Look at the watercolors by John La Farge, an American who is best known to me as an opalescent stained glass competitor to Louis Comfort Tiffany in the 1880s. LaFarge had reasonable pretensions beyond the decorative arts, and these are some of around 200 studies he made to detail his observations on a trip to Hawaii and the South Seas. Though a bit stiff, they have a fresh feeling of light, and a genuine sense of looking at subjects utterly new to him. (He was dismayed by how the cultures he found were already altered by outside influences.)

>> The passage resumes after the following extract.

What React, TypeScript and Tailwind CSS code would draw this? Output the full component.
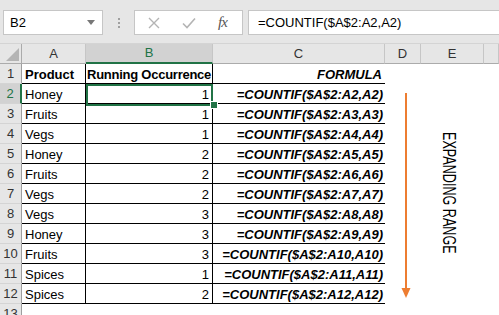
import React from "react";

const rows: [string, string][] = [
  ["Honey", "1"],
  ["Fruits", "1"],
  ["Vegs", "1"],
  ["Honey", "2"],
  ["Fruits", "2"],
  ["Vegs", "2"],
  ["Vegs", "3"],
  ["Honey", "3"],
  ["Fruits", "3"],
  ["Spices", "1"],
  ["Spices", "2"],
];

const colHeads = [
  { label: "A", w: "w-[64px]" },
  { label: "B", w: "w-[127px]", active: true },
  { label: "C", w: "w-[172px]" },
  { label: "D", w: "w-[36px]" },
  { label: "E", w: "w-[63px]" },
  { label: "", w: "flex-1" },
];

function RowHead({ n, active }: { n: number; active?: boolean }) {
  return (
    <div
      className={
        "w-[22px] shrink-0 h-5 flex items-center justify-center border-b border-[#d4d4d4] " +
        (active
          ? "bg-[#d2d2d2] text-[#217346] border-r-2 border-r-[#217346]"
          : "bg-[#e6e6e6] text-[#333] border-r border-r-[#9e9e9e]")
      }
    >
      {n}
    </div>
  );
}

export default function App() {
  return (
    <div className="relative w-[499px] h-[315px] overflow-hidden bg-white font-['Liberation_Sans',Arial,sans-serif] text-[13px] text-black">
      {/* formula bar */}
      <div className="h-[43px] bg-[#e6e6e6] flex items-start pt-[10px] pl-[3px]">
        <div className="w-[100px] h-[25px] bg-white border border-[#c6c6c6] flex items-center justify-between pl-[6px] pr-[7px]">
          <span>B2</span>
          <svg width="8" height="5" viewBox="0 0 8 5">
            <path d="M0 0h8L4 5z" fill="#777" />
          </svg>
        </div>
        <div className="w-[31px] h-[25px] flex flex-col items-center justify-center gap-[2px]">
          <span className="w-[2px] h-[2px] bg-[#a0a0a0]" />
          <span className="w-[2px] h-[2px] bg-[#a0a0a0]" />
          <span className="w-[2px] h-[2px] bg-[#a0a0a0]" />
        </div>
        <div className="w-[109px] h-[25px] bg-white border border-[#c6c6c6] flex items-center pl-[13px] gap-[22px]">
          <svg width="12" height="12" viewBox="0 0 12 12">
            <path d="M1 1l10 10M11 1L1 11" stroke="#b4b4b4" strokeWidth="1.4" />
          </svg>
          <svg width="14" height="12" viewBox="0 0 14 12">
            <path d="M1 6.5l4 4L13 1.5" stroke="#b4b4b4" strokeWidth="1.6" fill="none" />
          </svg>
          <span className="font-['Liberation_Serif',serif] italic text-[15px] text-[#555] tracking-[-1px]">
            fx
          </span>
        </div>
        <div className="ml-[5px] flex-1 h-[25px] bg-white border border-[#c6c6c6] border-r-0 flex items-center pl-[9px]">
          =COUNTIF($A$2:A2,A2)
        </div>
      </div>

      {/* column headers */}
      <div className="flex h-5 bg-[#e6e6e6] border-t border-[#d4d4d4] box-content">
        <div className="w-[22px] shrink-0 h-5 border-r border-b border-[#ababab] flex items-end justify-end p-[2px]">
          <svg width="13" height="13" viewBox="0 0 13 13">
            <path d="M13 0v13H0z" fill="#b4b4b4" />
          </svg>
        </div>
        {colHeads.map((c) => (
          <div
            key={c.label + c.w}
            className={
              c.w +
              " shrink-0 h-5 flex items-center justify-center border-r border-[#c6c6c6] " +
              (c.active
                ? "bg-[#d2d2d2] text-[#217346] border-b-2 border-b-[#217346]"
                : "text-[#333] border-b border-b-[#ababab]")
            }
          >
            {c.label}
          </div>
        ))}
      </div>

      {/* row 1 */}
      <div className="flex h-5">
        <RowHead n={1} />
        <div className="w-[64px] shrink-0 h-5 border-r border-b border-black font-bold flex items-end leading-[16px] pl-[3px]">
          Product
        </div>
        <div className="w-[127px] shrink-0 h-5 border-r border-b border-black font-bold flex items-end leading-[16px] pl-[1px] whitespace-nowrap tracking-[-0.25px]">
          Running Occurrence
        </div>
        <div className="w-[172px] shrink-0 h-5 border-b border-black font-bold italic flex items-end justify-end leading-[16px] pr-[3px]">
          FORMULA
        </div>
      </div>

      {/* data rows */}
      {rows.map(([product, count], i) => {
        const n = i + 2;
        return (
          <div key={n} className="flex h-5">
            <RowHead n={n} active={n === 2} />
            <div className="w-[64px] shrink-0 h-5 border-r border-b border-black flex items-end leading-[16px] pl-[3px]">
              {product}
            </div>
            <div
              className={
                "w-[127px] shrink-0 h-5 border-r border-b border-black flex items-end justify-end leading-[16px] pr-[3px] " +
                (n === 2 ? "relative" : "")
              }
            >
              {count}
              {n === 2 && (
                <>
                  <div className="absolute left-0 top-0 w-[127px] h-[22px] border-2 border-[#217346]" />
                  <div className="absolute left-[124px] top-[17px] w-2 h-2 bg-[#217346] border border-white" />
                </>
              )}
            </div>
            <div className="w-[172px] shrink-0 h-5 border-b border-black font-bold italic flex items-end justify-end leading-[16px] pr-[2px] whitespace-nowrap">
              =COUNTIF($A$2:A{n},A{n})
            </div>
          </div>
        );
      })}

      {/* row 13 */}
      <div className="flex h-5">
        <RowHead n={13} />
      </div>

      {/* annotation */}
      <svg
        className="absolute left-[400px] top-[93px]"
        width="12"
        height="206"
        viewBox="0 0 12 206"
      >
        <path d="M6 0v196" stroke="#ed7d31" strokeWidth="2" />
        <path d="M1.5 195h9L6 205z" fill="#ed7d31" />
      </svg>
      <div className="absolute left-[440px] top-[132px] text-[18px] leading-[18px] whitespace-nowrap [writing-mode:vertical-rl] origin-top scale-y-70">
        EXPANDING RANGE
      </div>
    </div>
  );
}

Another striving and important American at the same time was Thomas Moran, a Hudson River School painter who went West to make some famous works in Yellowstone in 1871. Here we have an energetic, atmospheric, and yet spare etching based on a trip a decade later to Veracruz. It's quite compelling with what it shows and what it withholds, but it's less immediate than the La Farge paintings — it was etched a year later after, presumably at his studio.
Two Scottish photographers from the early days of the medium are featured. John Murray took a range of views of India around 1860, among the earliest large views from that country, and here are not only prints but also a paper negative, the very...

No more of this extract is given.